Weaving together ecology, history, mythology, and a captivating account of her travels and observations, Dickie offers a closer look at our volatile relationship with these magnificent mammals. Engrossing and deeply reported, Eight Bears delivers a clear warning for what we risk losing if we don't learn to live alongside the animals that have shaped our cultures, geographies, and stories.

Customer Reviews (1)

  • A mighty fine environmental reportage
    By Leon (NHBS Catalogue Editor) 9 Sep 2024 Written for Paperback


    Though bears loom large in our collective imagination, their flesh-and-blood counterparts are increasingly losing ground. Eight Bears, the debut of environmental journalist Gloria Dickie, draws on visits to key hotspots where Earth's remaining bear species come into conflict with humans. By interviewing scores of people, both conservationists and those suffering at the paws of these large predators, this nuanced and thought-provoking reportage asks whether humans and bears can coexist.

    The roots of this book go back to 2013 when Dickie started a master's in environmental journalism and midway settled on bear-human conflicts in the Rocky Mountains.

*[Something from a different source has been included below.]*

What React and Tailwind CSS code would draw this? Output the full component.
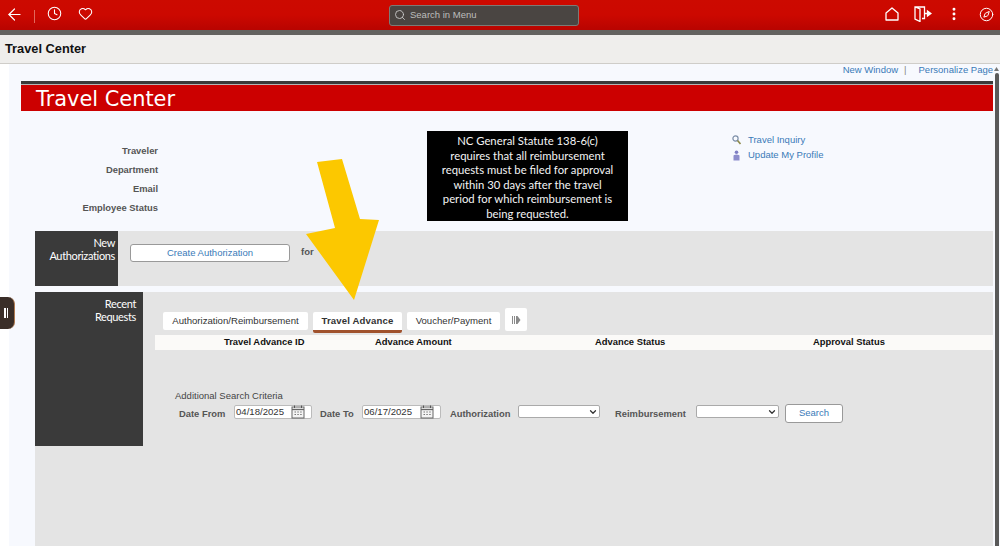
import React from "react";
import { ArrowLeft, Clock, Heart, Search, MoreVertical, Compass, ChevronDown } from "lucide-react";

const F = "font-['Liberation_Sans',Arial,sans-serif]";

function HomeIcon() {
  return (
    <svg width="14" height="14" viewBox="0 0 14 14" fill="none" stroke="white" strokeWidth="1.3">
      <path d="M1 6L7 1L13 6V13H1Z" strokeLinejoin="round" />
    </svg>
  );
}

function DoorIcon() {
  return (
    <svg width="18" height="16" viewBox="0 0 18 16" fill="none" stroke="white" strokeWidth="1.3">
      <path d="M8 12.5H10.5V1H1V13L6 15.5V3L1 1" />
      <path d="M10.5 7.5H13.5V5L17 7.5L13.5 10V7.5" fill="white" />
    </svg>
  );
}

function Calendar() {
  return (
    <svg width="14" height="14" viewBox="0 0 14 14" fill="none" className="shrink-0">
      <rect x="1" y="2" width="12" height="11" fill="#f4f4f4" stroke="#666" />
      <path d="M1 4.5H13" stroke="#666" strokeWidth="1.3" />
      <path d="M3.5 0.5V3M10.5 0.5V3" stroke="#555" />
      <path d="M3.5 7H5M6.3 7H7.8M9.2 7H10.7M3.5 9.5H5M6.3 9.5H7.8M9.2 9.5H10.7" stroke="#777" />
    </svg>
  );
}

function DateField({ value, w }) {
  return (
    <div className={`${w} h-[14px] flex items-center justify-between bg-white border border-[#bbb] rounded-[2px] pl-[1px] pr-[6px] text-[9.6px] text-[#333]`}>
      <span>{value}</span>
      <Calendar />
    </div>
  );
}

function SelectField({ w }) {
  return (
    <div className={`${w} h-[13px] flex items-center justify-end bg-white border border-[#aaa] rounded-[2px] pr-[1px]`}>
      <ChevronDown size={10} strokeWidth={3} color="#333" />
    </div>
  );
}

function Tab({ children, active, w }) {
  return (
    <div className={`${w} flex items-center justify-center text-[9.6px] rounded-[2px] bg-white ${active ? "h-[21px] border-b-[3px] border-[#a0522d] font-bold text-[#333] tracking-[0.15px]" : "h-[18px] text-[#333]"}`}>
      {children}
    </div>
  );
}

function InfoLabel({ children }) {
  return <div className="h-[19px] flex items-center justify-end text-[9.4px] font-bold text-[#555]">{children}</div>;
}

function FieldLabel({ children, className }) {
  return <span className={`h-[20px] leading-[20px] ${className}`}>{children}</span>;
}

export default function App() {
  return (
    <div className={`${F} relative w-[1000px] h-[546px] overflow-hidden flex flex-col bg-white`}>
      <header className="h-[30px] shrink-0 flex items-center justify-between bg-gradient-to-b from-[#cc0a00] via-[#cc0800] to-[#b80400] pl-[5px] pr-[6px]">
        <div className="flex items-center">
          <ArrowLeft size={19} color="white" strokeWidth={1.5} className="-mt-[2px]" />
          <div className="w-px h-[13px] bg-[#e2685c] ml-[10px] mr-[12px] mt-[2px]" />
          <Clock size={15} color="white" strokeWidth={1.7} className="-mt-[3px]" />
          <Heart size={15} color="white" strokeWidth={1.7} className="ml-[16px] -mt-[3px]" />
        </div>
        <div className="w-[190px] h-[21px] mr-[10px] flex items-center gap-[4px] pl-[4px] bg-[#4a4542] border border-[#7c7a76] rounded-[3px]">
          <Search size={12} color="#c8c8c8" strokeWidth={1.8} />
          <span className="text-[9.5px] text-[#bdbdbd]">Search in Menu</span>
        </div>
        <div className="flex items-center -mt-[2px]">
          <HomeIcon />
          <div className="ml-[15px]"><DoorIcon /></div>
          <MoreVertical size={16} color="white" strokeWidth={2.4} className="ml-[14px]" />
          <Compass size={15} color="white" strokeWidth={1.6} className="ml-[17px]" />
        </div>
      </header>
      <div className="h-[5px] shrink-0 bg-[#646360]" />
      <div className="h-[29px] shrink-0 flex items-center pl-[5px] bg-[#efeeec] border-b border-[#cfcdc9] text-[12.8px] font-bold text-[#111]">
        Travel Center
      </div>

      <div className="flex-1 min-h-0 flex pl-[9px]">
        <main className="flex-1 min-w-0 bg-[#f7f9fe] pl-[12px] flex flex-col">
          <div className="h-[17px] shrink-0 flex items-start justify-end text-[9.5px] leading-[11px] text-[#3a7ab8]">
            <span>New Window</span>
            <span className="ml-[6px] mr-[12px] text-[#888]">|</span>
            <span>Personalize Page</span>
          </div>
          <div className="h-[3px] shrink-0 bg-[#3a3a3a]" />
          <div className="h-[1px] shrink-0 bg-[#b5b5b5]" />
          <div className="h-[26px] shrink-0 flex items-center pl-[15px] pt-[3px] bg-[#cc0000] text-white font-['DejaVu_Sans',sans-serif] text-[20.9px]">
            Travel Center
          </div>

          <section className="h-[120px] shrink-0 flex">
            <div className="w-[137px] pt-[31px] shrink-0">
              <InfoLabel>Traveler</InfoLabel>
              <InfoLabel>Department</InfoLabel>
              <InfoLabel>Email</InfoLabel>
              <InfoLabel>Employee Status</InfoLabel>
            </div>
            <div className="ml-[269px] mt-[20px] w-[201px] h-[90px] shrink-0 bg-black text-[#f4f4f4] text-center font-['Lato',sans-serif] text-[11.3px] leading-[14.6px] pt-[3px]">
              NC General Statute 138-6(c)<br />
              requires that all reimbursement<br />
              requests must be filed for approval<br />
              within 30 days after the travel<br />
              period for which reimbursement is<br />
              being requested.
            </div>
            <div className="ml-[104px] mt-[21px] text-[9.5px] text-[#3a7ab8]">
              <div className="h-[15.5px] flex items-center gap-[7px]">
                <svg width="9" height="10" viewBox="0 0 9 10" fill="none"><circle cx="3.5" cy="3.5" r="2.6" stroke="#7d8fa8" strokeWidth="1.2" /><path d="M5.5 5.5L8.5 9" stroke="#8d8a4a" strokeWidth="1.6" /></svg>
                <span>Travel Inquiry</span>
              </div>
              <div className="h-[15.5px] flex items-center gap-[7px]">
                <svg width="9" height="11" viewBox="0 0 9 11"><circle cx="4.5" cy="2.2" r="1.8" fill="#7f7fc4" /><path d="M1.5 10.5V6Q1.5 4.5 4.5 4.5T7.5 6V10.5Z" fill="#8d8dcc" /></svg>
                <span>Update My Profile</span>
              </div>
            </div>
          </section>

          <section className="h-[55px] shrink-0 flex bg-[#e4e4e4]">
            <div className="w-[14px] shrink-0 bg-[#f7f9fe]" />
            <div className="w-[83px] shrink-0 bg-[#3a3a3a] text-white text-right font-['Lato',sans-serif] text-[11px] tracking-[-0.35px] leading-[12.5px] pt-[6px] pr-[3px]">
              New<br />Authorizations
            </div>
            <div className="ml-[12px] mt-[13px] w-[160px] h-[18px] flex items-center justify-center bg-white border border-[#999] rounded-[3px] text-[9.5px] text-[#3a7ab8]">
              Create Authorization
            </div>
            <span className="ml-[11px] mt-[15px] text-[9.5px] leading-[12px] font-bold text-[#555]">for</span>
          </section>

          <div className="h-[6px] shrink-0" />

          <section className="flex-1 min-h-0 flex bg-[#e4e4e4] ml-[14px]">
            <div className="w-[108px] h-[154px] shrink-0 bg-[#3a3a3a] text-white text-right font-['Lato',sans-serif] text-[11px] tracking-[-0.35px] leading-[12.5px] pt-[6px] pr-[7px]">
              Recent<br />Requests
            </div>
            <div className="flex-1 min-w-0">
              <div className="flex items-start gap-[5px] pl-[20px] h-[43px]">
                <div className="mt-[20px]"><Tab w="w-[145px]">Authorization/Reimbursement</Tab></div>
                <div className="mt-[20px]"><Tab w="w-[89px]" active>Travel Advance</Tab></div>
                <div className="mt-[20px]"><Tab w="w-[93px]">Voucher/Payment</Tab></div>
                <div className="mt-[16px] w-[22px] h-[23px] flex items-center justify-center bg-white rounded-[2px]">
                  <svg width="10" height="10" viewBox="0 0 10 10"><path d="M1 1H2V9H1ZM3 1H4V9H3ZM5 1H6.5L9.5 5L6.5 9H5Z" fill="#8a8a8a" /></svg>
                </div>
              </div>
              <div className="ml-[12px] h-[15px] pl-[69px] grid grid-cols-[151px_220px_218px_1fr] bg-[#fbfaf8] text-[9.4px] font-bold text-[#111] leading-[14px]">
                <span className="whitespace-nowrap">Travel Advance ID</span>
                <span className="whitespace-nowrap">Advance Amount</span>
                <span className="whitespace-nowrap">Advance Status</span>
                <span className="whitespace-nowrap">Approval Status</span>
              </div>
              <div className="pl-[32px] pt-[40px] h-[54px] text-[9.5px] leading-[12px] text-[#444]">Additional Search Criteria</div>
              <div className="pl-[36px] flex items-start text-[9.4px] font-bold text-[#555]">
                <FieldLabel className="w-[55px]">Date From</FieldLabel>
                <div className="mt-[1px] font-normal"><DateField value="04/18/2025" w="w-[78px]" /></div>
                <FieldLabel className="ml-[8px] w-[42px]">Date To</FieldLabel>
                <div className="mt-[1px] font-normal"><DateField value="06/17/2025" w="w-[79px]" /></div>
                <FieldLabel className="ml-[9px] w-[68px]">Authorization</FieldLabel>
                <div className="mt-[1px]"><SelectField w="w-[82px]" /></div>
                <FieldLabel className="ml-[15px] w-[81px]">Reimbursement</FieldLabel>
                <div className="mt-[1px]"><SelectField w="w-[83px]" /></div>
                <div className="ml-[6px] w-[58px] h-[19px] flex items-center justify-center bg-white border border-[#999] rounded-[3px] text-[9.5px] font-normal text-[#3a7ab8]">Search</div>
              </div>
            </div>
          </section>
        </main>
        <div className="w-[7px] shrink-0 flex flex-col items-center bg-[#f7f9fe]">
          <svg width="5" height="4" viewBox="0 0 5 4" className="mt-[3px]"><path d="M2.5 0L5 4H0Z" fill="#777" /></svg>
          <div className="w-[4px] flex-1 mt-[2px] rounded-t-[2px] bg-[#595959]" />
        </div>
      </div>

      <svg width="75" height="142" viewBox="0 0 75 142" className="absolute left-[306px] top-[159px]">
        <path d="M11 3L36 0L54 60L73 61L48 141L0 75L29 69Z" fill="#fcc800" />
      </svg>

      <div className="absolute left-0 top-[297px] w-[15px] h-[32px] flex items-center justify-center bg-[#3a2e28] border-r border-[#b07a50] rounded-r-[7px] gap-[1px] pr-[2px]">
        <span className="w-[1.5px] h-[10px] bg-white" />
        <span className="w-[1.5px] h-[10px] bg-white" />
      </div>
    </div>
  );
}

Since then, she has travelled to Asia and the Americas to see first-hand all eight extant bear species. The only obvious regions missing from her story are Alaska, Russia, and Europe, all of which have large populations of bears. Even so, she has visited a formidable list of destinations. As an aside here, kudos to both the stylish bear portraits by Arjun Parikh opening each chapter, and Dickie's meticulous list of notes. The latter mentions the many people she has interviewed or corresponded with over the years and, for some sources, provide additional notes that are too detailed for the main narrative.

    The first half of the book's subtitle promises a look at the bear's mythic past. Though there is mention here of the predominance of bears in northern hemisphere cultures, the so-called circumpolar bear cult tradition, and the rarely discussed role of the bear in Peruvian culture and history, this is a minor motif in the book. Much more can be and has been said about the cultural history of bears.

    Instead, as seems unavoidable when writing about megafauna nowadays, the focus of Eight Bears is on the second half of the subtitle, their imperilled future. The outlook is grim and Dickie early on mentions that "almost everywhere I went, bears seemed to be a shadow of what they once were" (p. 8). Probably the biggest threat is habitat loss, followed closely by hunting and poaching. A historic combination of these two decimated North American bear populations under European settlement. Polar bears have become the poster children of climate change, though the disappearance of sea ice is yet another form of habitat loss. I would be remiss if I did not mention that several whistleblowers have argued that hunting poses a continued but underappreciated threat to polar bears. Asia is additionally home to some particularly grisly practices: sloth bears are beaten into submission to become dancing bears, and moon and sun bears are experiencing years of, what is effectively, surgical torture on bile farms. The former has been outlawed with a reasonable degree of success, the latter less so. From her descriptions, Dickie visits the same bile farmer and speaks to some of the same people that Nuwer interviewed for her 2018 book Poached. Little seems to have improved in the intervening years, unfortunately.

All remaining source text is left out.